Latinas Del Valle: Uncle Sam Wants You!

By RENE TORRES
Special to the NEWS

In March of 1944, Women’s Army Corps (WAC) officials came to the Valley to conduct a recruiting campaign for a specific squadron to be composed of Latin-American girls and woman for the U.S. Army’s Air WAC.
Captain John V. Deuel, of the Army Air Forces (AAF), who had visited every Spanish-speaking country in the world, was leading the drive to sign-up as many Latinas as possible. Similar recruitment efforts had been conducted in Laredo and San Antonio.
Government leaders announced that this special squad of girls, once formed, would be known as the “Benito Juarez Squadron,” in honor of Mexico’s great patriot.
Captain Deuel, recognizing the spirit and gallantry of the Latin-American soldier, declared, “Of the thousands of gallant men who fought the last days of Bataan, many were boys with Latin-American backgrounds — from New Mexico and Texas — and the glory of their valor, is the glory of the Americas.”
He went on to say, “These men of the Americas are writing a saga in blood and heroism which will live as long as the world itself, and now the AAF is forming a squadron of Latin-American women to get behind their men and help hasten victory.”
In conjunction with the recruiting effort, Brownsville staged a Benito Juarez celebration with a parade that started from the Elizabeth Street gates of Fort Brown and breaking-up at the Benito Juarez Hall, located between Fourth and Fifth Streets on Jefferson.
Included in the procession were the HAAF Band from Harlingen, the 137th band from Fort Brown, units of WAC and the WASP (Women Air Service Pilots), Companies “A” and “B” of the Texas State Guard, military representatives from Mexico and U.S. and members of several local Latin-American societies.
A special guest of the program was movie star, Sabu; who, at the time, was training in Harlingen. The Hollywood celebrity had appeared in such great films as, “Elephant Boy” and “The Thief of Bagdad.” His appearance attracted a large crowd to this city’s Benito Juarez Hall, where he entertained the locals with his wit and a song from the movie, “The Thief of Bagdad.”
Although many VIP’s took the podium at the hall — it was Lisandro Pena of the “Brownsville Herald,” who captured the audience’s attention when he read the poem written by Amado Nervo, “La Raza de Bronce.” The poem was written in 1902 in honor of Benito Juarez, but on this evening — Nervo’s words brought stillness to a once festive crowd.
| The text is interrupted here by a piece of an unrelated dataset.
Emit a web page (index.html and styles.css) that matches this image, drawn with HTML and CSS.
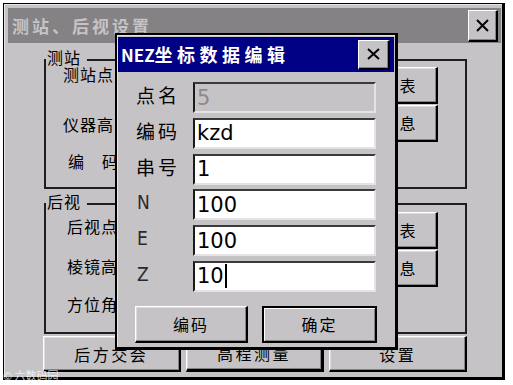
FILE: index.html
```html
<!DOCTYPE html>
<html lang="zh">
<head>
<meta charset="utf-8">
<title>测站、后视设置</title>
<link rel="stylesheet" href="styles.css">
</head>
<body>
<div class="window">
  <div class="titlebar">
    <span class="title">测站、后视设置</span>
    <div class="close-btn">
      <svg width="13" height="13" viewBox="0 0 13 13"><path d="M1 1 L12 12 M12 1 L1 12" stroke="#000" stroke-width="2" fill="none"/></svg>
    </div>
  </div>
  <div class="client">
    <div class="group g1">
      <span class="legend">测站</span>
      <div class="labels">
        <div class="lbl">测站点名</div>
        <div class="lbl">仪器高</div>
        <div class="lbl lbl-code">编　码</div>
      </div>
      <div class="side-btns">
        <div class="btn side-btn">坐标列表</div>
        <div class="btn side-btn">测站信息</div>
      </div>
    </div>
    <div class="group g2">
      <span class="legend">后视</span>
      <div class="labels">
        <div class="lbl">后视点名</div>
        <div class="lbl">棱镜高</div>
        <div class="lbl">方位角</div>
      </div>
      <div class="side-btns">
        <div class="btn side-btn">坐标列表</div>
        <div class="btn side-btn">后视信息</div>
      </div>
    </div>
    <div class="bottom-row">
      <div class="btn bottom-btn">后方交会</div>
      <div class="btn bottom-btn focus">高程测量</div>
      <div class="btn bottom-btn">设置</div>
    </div>
  </div>

  <div class="dialog">
    <div class="dlg-titlebar">
      <span class="dlg-title"><span class="dlg-title-latin">NEZ</span>坐标数据编辑</span>
      <div class="close-btn dlg-close">
        <svg width="13" height="12" viewBox="0 0 13 12"><path d="M1 1 L12 11 M12 1 L1 11" stroke="#000" stroke-width="2" fill="none"/></svg>
      </div>
    </div>
    <div class="dlg-body">
      <div class="fields">
        <div class="f-lbl cjk">点名</div>
        <div class="input disabled">5</div>
        <div class="f-lbl cjk">编码</div>
        <div class="input">kzd</div>
        <div class="f-lbl cjk">串号</div>
        <div class="input">1</div>
        <div class="f-lbl latin">N</div>
        <div class="input">100</div>
        <div class="f-lbl latin">E</div>
        <div class="input">100</div>
        <div class="f-lbl latin">Z</div>
        <div class="input">10<span class="caret"></span></div>
      </div>
      <div class="dlg-btns">
        <div class="btn dlg-btn">编码</div>
        <div class="btn dlg-btn default">确定</div>
      </div>
    </div>
  </div>
</div>
<span class="watermark">© 六数码园</span>
</body>
</html>
```
FILE: styles.css
```css
* { box-sizing: border-box; }
html, body { margin: 0; padding: 0; background: #fff; }
body {
  width: 513px;
  height: 385px;
  overflow: hidden;
  position: relative;
  font-family: "Noto Sans CJK SC", "Noto Sans", sans-serif;
  color: #000;
}

.window {
  position: relative;
  margin: 3px 0 0 3px;
  width: 502px;
  height: 377px;
  border-style: solid;
  border-color: #000;
  border-width: 1px 3px 3px 1px;
  background: #c6c3c6;
  padding: 4px 1px 1px 4px;
  box-shadow: inset 1px 1px #e6e4e6;
  display: flex;
  flex-direction: column;
}

.titlebar {
  height: 35px;
  flex: none;
  background: #848284;
  display: flex;
  align-items: center;
  justify-content: space-between;
  padding: 0 3px 0 4px;
}
.title {
  color: #c6c3c6;
  font-weight: 700;
  font-size: 17px;
  letter-spacing: 3px;
  line-height: 20px;
}

.close-btn {
  width: 30px;
  height: 32px;
  background: #c6c3c6;
  border-style: solid;
  border-width: 1px 2px 2px 1px;
  border-color: #fff #000 #000 #fff;
  box-shadow: inset -1px -1px #848284;
  display: flex;
  align-items: center;
  justify-content: center;
}

.client {
  flex: 1;
  display: flex;
  flex-direction: column;
  padding: 0 34px 0 36px;
}

.group {
  position: relative;
  border: 2px solid #1e1e1e;
  display: flex;
  justify-content: space-between;
  flex: none;
}
.g1 { margin-top: 16px; height: 130px; }
.g2 { margin-top: 14px; height: 131px; }

.legend {
  position: absolute;
  top: -12px;
  left: 0;
  padding: 0 6px 0 1px;
  background: #c6c3c6;
  font-size: 16px;
  letter-spacing: 1px;
  line-height: 16px;
}

.labels {
  display: flex;
  flex-direction: column;
  font-size: 16px;
  letter-spacing: 1px;
  line-height: 16px;
}
.g1 .labels { padding: 5px 0 0 17px; }
.g1 .lbl:nth-child(2) { margin-top: 34px; }
.g1 .lbl:nth-child(3) { margin-top: 21px; }
.lbl-code { padding-left: 5px; }
.g2 .labels { padding: 13px 0 0 21px; }
.g2 .lbl:nth-child(2) { margin-top: 24px; }
.g2 .lbl:nth-child(3) { margin-top: 22px; }

.btn {
  background: #c6c3c6;
  border-style: solid;
  border-width: 1px 2px 2px 1px;
  border-color: #fff #000 #000 #fff;
  box-shadow: inset -1px -1px #848284, inset 1px 1px #dedbde;
  display: flex;
  align-items: center;
  justify-content: center;
  font-size: 16px;
  letter-spacing: 2px;
  line-height: 20px;
}

.side-btns {
  display: flex;
  flex-direction: column;
  gap: 1px;
  margin-right: 27px;
}
.g1 .side-btns { padding-top: 6px; }
.g2 .side-btns { padding-top: 7px; }
.side-btn {
  width: 110px;
  height: 37px;
  letter-spacing: 1px;
}

.bottom-row {
  margin: 2px 0 0 -1px;
  height: 36px;
  display: flex;
  gap: 5px;
}
.bottom-btn {
  flex: 1;
  height: 36px;
  letter-spacing: 2.5px;
}
.bottom-btn.focus { border-width: 1px 3px 3px 1px; }

/* dialog */
.dialog {
  position: absolute;
  left: 111px;
  top: 29px;
  width: 283px;
  height: 317px;
  background: #c6c3c6;
  border-style: solid;
  border-color: #000;
  border-width: 2px 3px 3px 2px;
  padding: 2px 1px 1px 1px;
  box-shadow: inset 1px 1px #e6e4e6;
  display: flex;
  flex-direction: column;
}
.dlg-titlebar {
  flex: none;
  height: 35px;
  background: #000084;
  display: flex;
  align-items: center;
  justify-content: space-between;
  padding: 0 4px 0 3px;
}
.dlg-title {
  color: #fff;
  font-weight: 700;
  font-size: 18px;
  letter-spacing: 4.5px;
  line-height: 20px;
}
.dlg-title-latin {
  font-size: 17px;
  letter-spacing: 0;
}
.dlg-close {
  width: 32px;
  height: 30px;
  border-width: 1px 2px 2px 1px;
}

.dlg-body {
  padding: 10px 0 0 18px;
  display: flex;
  flex-direction: column;
}
.fields {
  display: grid;
  grid-template-columns: 57px 183px;
  grid-auto-rows: 31px;
  row-gap: 4.8px;
}
.f-lbl {
  line-height: 26px;
  padding-bottom: 5px;
}
.f-lbl.cjk {
  font-size: 19px;
  letter-spacing: 3px;
}
.f-lbl.latin {
  font-family: "DejaVu Sans Condensed", "DejaVu Sans", sans-serif;
  font-size: 19px;
  color: #2a2a2a;
  padding-left: 1px;
}
.input {
  background: #fff;
  border-style: solid;
  border-width: 2px;
  border-color: #3a3a3a #e4e2e4 #e4e2e4 #1a1a1a;
  font-family: "DejaVu Sans", sans-serif;
  font-size: 21px;
  line-height: 28px;
  padding: 0 0 0 2px;
  display: flex;
  align-items: center;
  white-space: nowrap;
}
.input.disabled {
  background: #c6c3c6;
  color: #8c8a8c;
}
.caret {
  display: inline-block;
  width: 2px;
  height: 24px;
  background: #000;
  margin-left: 1px;
}

.dlg-btns {
  display: flex;
  gap: 14px;
  margin: 14px 0 0 -1px;
}
.dlg-btn {
  height: 37px;
  width: 113px;
}
.dlg-btn.default {
  width: 115px;
  border: 2px solid #000;
  box-shadow: inset 1px 1px #fff, inset -1px -1px #848284;
}

.watermark {
  position: absolute;
  left: 3px;
  top: 368px;
  font-size: 11px;
  line-height: 14px;
  color: rgba(255, 255, 255, 0.75);
}
```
Pena highlighted the celebration by challenging Latin-American girls to join the WAC and do as good a job as the Latin-American boys were doing on the battlefront.
The hall was jammed to capacity and those not inside — heard the talks by public address system. Radio Station KEEW aired the program.
Local girls could sign-up by visiting the recruiting booth placed at the city’s Post Office. It is not known how many Valley girls took the oath, but enough Latinas joined up from throughout the state that the squadron was introduced to the public in a formal ceremony in San Antonio.
Latinas take the army oath…
The “Yank,” the Army Weekly, wrote, “A group of women of Latin-American extraction took the army oath before more than 6,000 persons in San Antonio’s municipal auditorium. With this, the 1945 group became the second section of the Benito Juarez Air-WAC squadron.”
It was a glorious evening, as the two-hour program included Latin-American songs, dances, music and a presentation of a small flag (streamer) to the new squadron by the Secretary of State of Nuevo Leon.
Pfc. Mercedes Ledesma, whose husband was killed in action in Italy, received the flag, which the “Bee-Jay” Squadron carried with them to basic training at Fort Oglethorpe, GA.
“The Weekly,” went on to declare that the highlight of the evening was when an honor guard from the first Latin-American WAC squadron, and the new war-women marched into the auditorium to be sworn in and to hear the words of greeting from Col. Oveta Culp Hobby and Mrs. Dwight Eisenhower.
An Army official announced that many of the new WACS, after completing their initial training, would return to the South Texas area for duty assignments. But there were some requesting to be assigned to Army air fields in other parts of country.